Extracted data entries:
┄┄┄┄┄┄┄┄┄┄┄┄┄┄┄┄┄┄┄┄

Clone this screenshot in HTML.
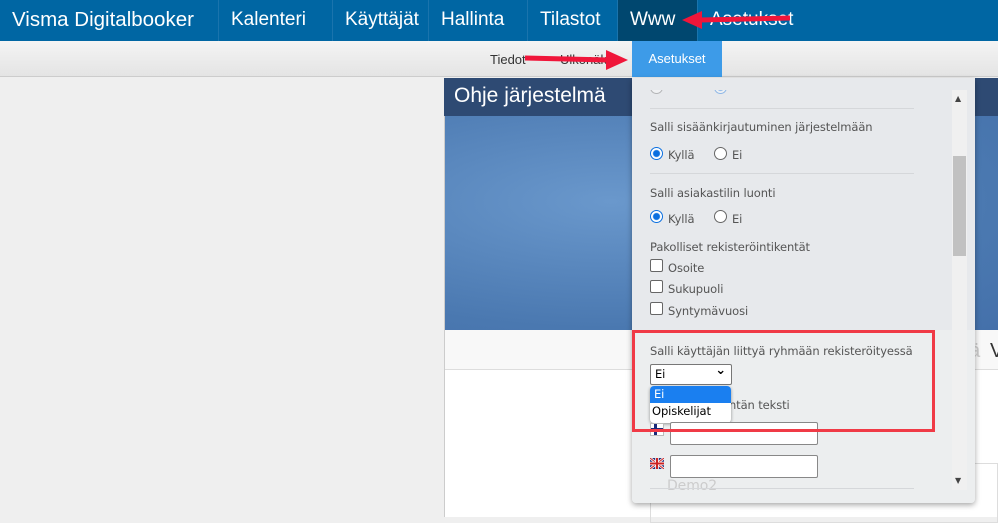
<!DOCTYPE html>
<html><head><meta charset="utf-8"><style>
*{margin:0;padding:0;box-sizing:border-box}
body{width:998px;height:517px;overflow:hidden;background:#efefef;font-family:"Liberation Sans",sans-serif;position:relative}
.top{position:absolute;left:0;top:0;width:998px;height:41px;background:#0066a3}
.top div{position:absolute;top:0;height:41px;line-height:40px;color:#fff;font-size:19px;border-right:1px solid #1a74ad;padding:0 12px}
.sub{position:absolute;left:0;top:41px;width:998px;height:36px;background:linear-gradient(#f4f4f4,#e4e4e4);border-bottom:1px solid #ccc}
.abs{position:absolute}
.pop{position:absolute;left:632px;top:78px;width:343px;height:425px;background:#e7e9ec;box-shadow:0 2px 6px rgba(0,0,0,.35);border-radius:0 0 4px 4px;font-family:"DejaVu Sans",sans-serif;color:#555;font-size:11.5px;letter-spacing:-0.1px}
.pop .t{position:absolute;left:18px}
.hr{position:absolute;left:18px;width:264px;height:1px;background:#fff;border-top:1px solid #d5d7da}
.rad{position:absolute;width:13px;height:13px;border-radius:50%;border:1px solid #666;background:#fff}
.rad.on{border:1px solid #0a6fe0;background:radial-gradient(#0a6fe0 3px,#fff 4px)}
.cb{position:absolute;width:13px;height:13px;border:1px solid #666;border-radius:2px;background:#fff}
.inp{position:absolute;width:148px;height:23px;background:#fff;border:1px solid #888;border-radius:2px}
</style></head><body>
<div class="top">
<div style="left:0;width:219px;font-size:20.5px">Visma Digitalbooker</div>
<div style="left:219px;width:114px">Kalenteri</div>
<div style="left:333px;width:96px">Käyttäjät</div>
<div style="left:429px;width:99px">Hallinta</div>
<div style="left:528px;width:90px">Tilastot</div>
<div style="left:618px;width:80px;background:#00476f">Www</div>
<div style="left:698px;border:none;color:#fff">Asetukset</div>
</div>
<div class="sub">
<span class="abs" style="left:490px;top:11px;font-size:13px;color:#333">Tiedot</span>
<span class="abs" style="left:560px;top:11px;font-size:13px;color:#333">Ulkonäkö</span>
<div class="abs" style="left:632px;top:0;width:90px;height:36px;background:#3d9be8;color:#fff;font-size:13px;line-height:36px;text-align:center">Asetukset</div>
</div>
<div class="abs" style="left:444px;top:78px;width:554px;height:439px;background:#fff;border-left:1px solid #ccc"></div>
<div class="abs" style="left:444px;top:78px;width:554px;height:38px;background:#2e4a73;color:#fff;font-size:21px;padding:6px 10px">Ohje järjestelmä</div>
<div class="abs" style="left:445px;top:116px;width:553px;height:214px;background:radial-gradient(ellipse at 30% 40%,#6a98cc,#4a78b0 70%,#4470aa)"></div>
<div class="abs" style="left:445px;top:330px;width:553px;height:40px;background:#f8f8f8;border-bottom:1px solid #ddd"></div>
<span class="abs" style="left:815px;top:340px;font-size:20px;color:#ccc">Mitä haluat te</span><span class="abs" style="left:958px;top:340px;font-size:20px;color:#ccc">dä</span><span class="abs" style="left:990px;top:340px;font-size:20px;color:#333">V</span>
<div class="abs" style="left:650px;top:463px;width:348px;height:60px;border:1px solid #ddd"></div>
<div class="pop">
<div class="rad" style="left:18px;top:3px;opacity:.4"></div><div class="rad on" style="left:82px;top:3px;opacity:.4"></div>
<div class="abs" style="left:0;top:0;width:320px;height:12px;background:#e7e9ec"></div>
<div class="hr" style="top:30px;width:264px"></div>
<div class="t" style="top:42px">Salli sisäänkirjautuminen järjestelmään</div>
<div class="rad on" style="left:18px;top:69px"></div><div class="t" style="left:36px;top:70px">Kyllä</div>
<div class="rad" style="left:82px;top:69px"></div><div class="t" style="left:100px;top:70px">Ei</div>
<div class="hr" style="top:95px"></div>
<div class="t" style="top:108px">Salli asiakastilin luonti</div>
<div class="rad on" style="left:18px;top:132px"></div><div class="t" style="left:36px;top:134px">Kyllä</div>
<div class="rad" style="left:82px;top:132px"></div><div class="t" style="left:100px;top:134px">Ei</div>
<div class="t" style="top:162px">Pakolliset rekisteröintikentät</div>
<div class="cb" style="left:18px;top:181px"></div><div class="t" style="left:36px;top:183px">Osoite</div>
<div class="cb" style="left:18px;top:202px"></div><div class="t" style="left:36px;top:204px">Sukupuoli</div>
<div class="cb" style="left:18px;top:224px"></div><div class="t" style="left:36px;top:226px">Syntymävuosi</div>
<div class="abs" style="left:0;top:252px;width:343px;height:173px;background:#eceeef;border-radius:0 0 4px 4px"></div>
<div class="t" style="top:266px">Salli käyttäjän liittyä ryhmään rekisteröityessä</div>
<div class="abs" style="left:18px;top:286px;width:82px;height:21px;background:#fff;border:1px solid #777;border-radius:2px;color:#000;padding:2px 4px">Ei<span style="position:absolute;right:5px;top:-2px;font-weight:bold;font-size:13px">⌄</span></div>
<div class="t" style="left:90px;top:320px">entän teksti</div>
<div class="abs" style="left:18px;top:308px;width:81px;height:37px;background:#fff;border-radius:4px;box-shadow:0 1px 3px rgba(0,0,0,.4);color:#000">
<div style="background:#1a7ff0;color:#fff;height:17px;padding:1px 4px;border-radius:4px 4px 0 0">Ei</div><div style="padding:1px 2px">Opiskelijat</div></div>
<div class="abs" style="left:18px;top:345px;width:14px;height:13px;background:#fff;border:1px solid #bbb"><div style="position:absolute;left:3px;top:0;width:3px;height:11px;background:#1a2a7a"></div><div style="position:absolute;left:0;top:4px;width:12px;height:3px;background:#1a2a7a"></div></div>
<div class="inp" style="left:38px;top:344px"></div>
<svg class="abs" style="left:18px;top:380px" width="14" height="11"><rect width="14" height="11" fill="#24307a"/><path d="M0 0L14 11M14 0L0 11" stroke="#fff" stroke-width="2.5"/><path d="M0 0L14 11M14 0L0 11" stroke="#c22" stroke-width="1"/><path d="M7 0V11M0 5.5H14" stroke="#fff" stroke-width="3.5"/><path d="M7 0V11M0 5.5H14" stroke="#c22" stroke-width="2"/></svg>
<div class="inp" style="left:38px;top:377px"></div>
<div class="t" style="left:35px;top:400px;color:#ccc;font-size:14px">Demo2</div>
<div class="hr" style="top:410px"></div>
<div class="abs" style="left:320px;top:12px;width:15px;height:400px;background:#f0f0f0"></div>
<div class="abs" style="left:321px;top:78px;width:13px;height:100px;background:#c1c1c1"></div>
<div class="abs" style="left:323px;top:16px;font-size:8px;color:#444">▲</div>
<div class="abs" style="left:323px;top:398px;font-size:8px;color:#444">▼</div>
</div>
<div class="abs" style="left:632px;top:330px;width:303px;height:102px;border:3px solid #f03a46"></div>
<svg class="abs" style="left:0;top:0" width="998" height="517">
<line x1="700" y1="20" x2="790" y2="18" stroke="#f0163a" stroke-width="5"/>
<polygon points="682,20 702,11 702,29" fill="#f0163a"/>
<line x1="525" y1="58" x2="608" y2="60" stroke="#f0163a" stroke-width="5"/>
<polygon points="628,60 606,50 606,70" fill="#f0163a"/>
</svg>
</body></html>
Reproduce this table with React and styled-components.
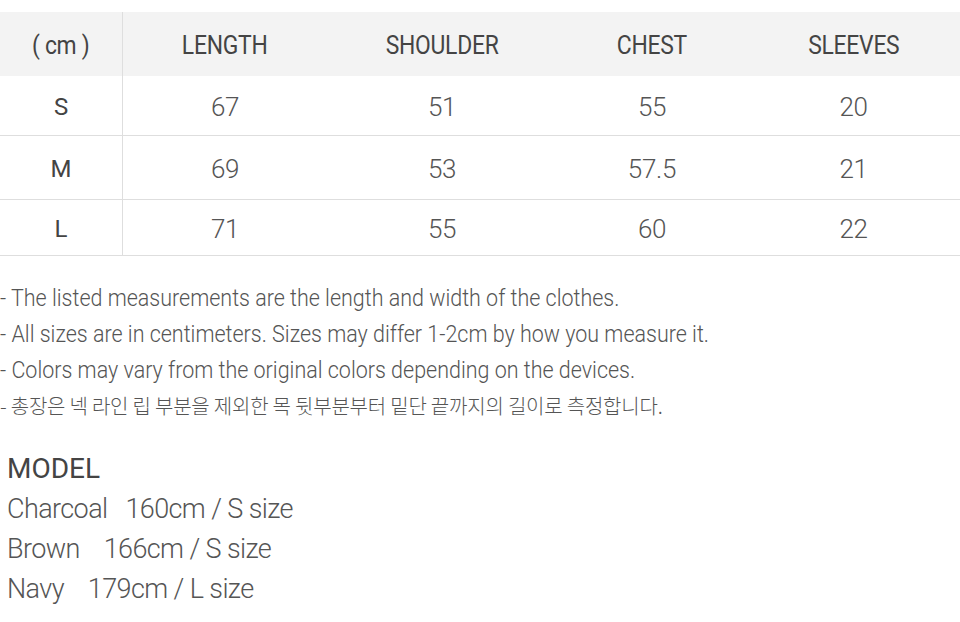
import React from 'react';
import styled, { createGlobalStyle } from 'styled-components';

const GlobalStyle = createGlobalStyle`
  html, body {
    margin: 0;
    padding: 0;
    background: #ffffff;
    font-family: Roboto, "Noto Sans CJK KR", sans-serif;
  }
`;

const columns = ['( cm )', 'LENGTH', 'SHOULDER', 'CHEST', 'SLEEVES'];

const rows = [
  { size: 'S', values: ['67', '51', '55', '20'], height: 60 },
  { size: 'M', values: ['69', '53', '57.5', '21'], height: 64 },
  { size: 'L', values: ['71', '55', '60', '22'], height: 56 },
];

const notes = [
  '- The listed measurements are the length and width of the clothes.',
  '- All sizes are in centimeters. Sizes may differ 1-2cm by how you measure it.',
  '- Colors may vary from the original colors depending on the devices.',
];

const models = [
  'Charcoal   160cm / S size',
  'Brown    166cm / S size',
  'Navy    179cm / L size',
];

const App = () => {
  return (
    <Page>
      <GlobalStyle />
      <Table>
        <HeadRow>
          {columns.map((c, i) => (
            <HeadCell key={c} first={i === 0}>
              <HeadLabel>{c}</HeadLabel>
            </HeadCell>
          ))}
        </HeadRow>
        {rows.map((r) => (
          <BodyRow key={r.size} h={r.height}>
            <SizeCell>{r.size}</SizeCell>
            {r.values.map((v, i) => (
              <ValueCell key={i}>{v}</ValueCell>
            ))}
          </BodyRow>
        ))}
      </Table>

      <Notes>
        {notes.map((n) => (
          <Note key={n}>{n}</Note>
        ))}
        <KoreanNote>- 총장은 넥 라인 립 부분을 제외한 목 뒷부분부터 밑단 끝까지의 길이로 측정합니다.</KoreanNote>
      </Notes>

      <Model>
        <ModelTitle>MODEL</ModelTitle>
        {models.map((m) => (
          <ModelLine key={m}>{m}</ModelLine>
        ))}
      </Model>
    </Page>
  );
};

// layout

const Page = styled.div`
  width: 960px;
  height: 622px;
  overflow: hidden;
  padding-top: 12px;
  box-sizing: border-box;
`;

const Table = styled.div`
  display: flex;
  flex-direction: column;
`;

const Grid = styled.div`
  display: grid;
  grid-template-columns: 123px 204px 230px 190px 213px;
`;

const HeadRow = styled(Grid)`
  height: 64px;
  background: #f3f3f3;
`;

const BodyRow = styled(Grid)`
  height: ${(p) => p.h}px;
  border-bottom: 1px solid #dedede;
  box-sizing: border-box;
`;

const Cell = styled.div`
  display: flex;
  align-items: center;
  justify-content: center;
  padding-top: 2px;
`;

const HeadCell = styled(Cell)`
  border-right: ${(p) => (p.first ? '1px solid #dedede' : 'none')};
`;

const HeadLabel = styled.span`
  display: inline-block;
  font-size: 26px;
  font-weight: 400;
  color: #444;
  letter-spacing: -0.3px;
  white-space: nowrap;
  transform: scaleX(0.88);
`;

const SizeCell = styled(Cell)`
  font-size: 24px;
  font-weight: 400;
  color: #444;
  border-right: 1px solid #dedede;
`;

const ValueCell = styled(Cell)`
  font-size: 26px;
  font-weight: 300;
  color: #555;
  letter-spacing: -0.3px;
`;

const Notes = styled.div`
  padding-top: 24px;
  display: flex;
  flex-direction: column;
`;

const Note = styled.div`
  font-size: 24px;
  font-weight: 300;
  color: #555;
  line-height: 36px;
  white-space: nowrap;
  transform: scaleX(0.895);
  transform-origin: left center;
`;

const KoreanNote = styled(Note)`
  font-family: "Noto Sans CJK KR", sans-serif;
  font-size: 20px;
  font-weight: 300;
  letter-spacing: -0.2px;
  transform: none;
`;

const Model = styled.div`
  padding: 25px 0 0 7px;
  display: flex;
  flex-direction: column;
`;

const ModelTitle = styled.div`
  font-size: 28px;
  font-weight: 400;
  color: #444;
  line-height: 40px;
`;

const ModelLine = styled.div`
  font-size: 27px;
  font-weight: 300;
  color: #555;
  line-height: 40px;
  white-space: pre;
  letter-spacing: -0.6px;
`;

export default App;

┄┄┄┄┄┄┄┄┄┄┄┄┄┄┄┄┄┄┄┄

YOUR INSTRUCTIONS
Write out every line from the entries where "React" appears.

FINISHED TASK
Reproduce this table with React and styled-components.
import React from 'react';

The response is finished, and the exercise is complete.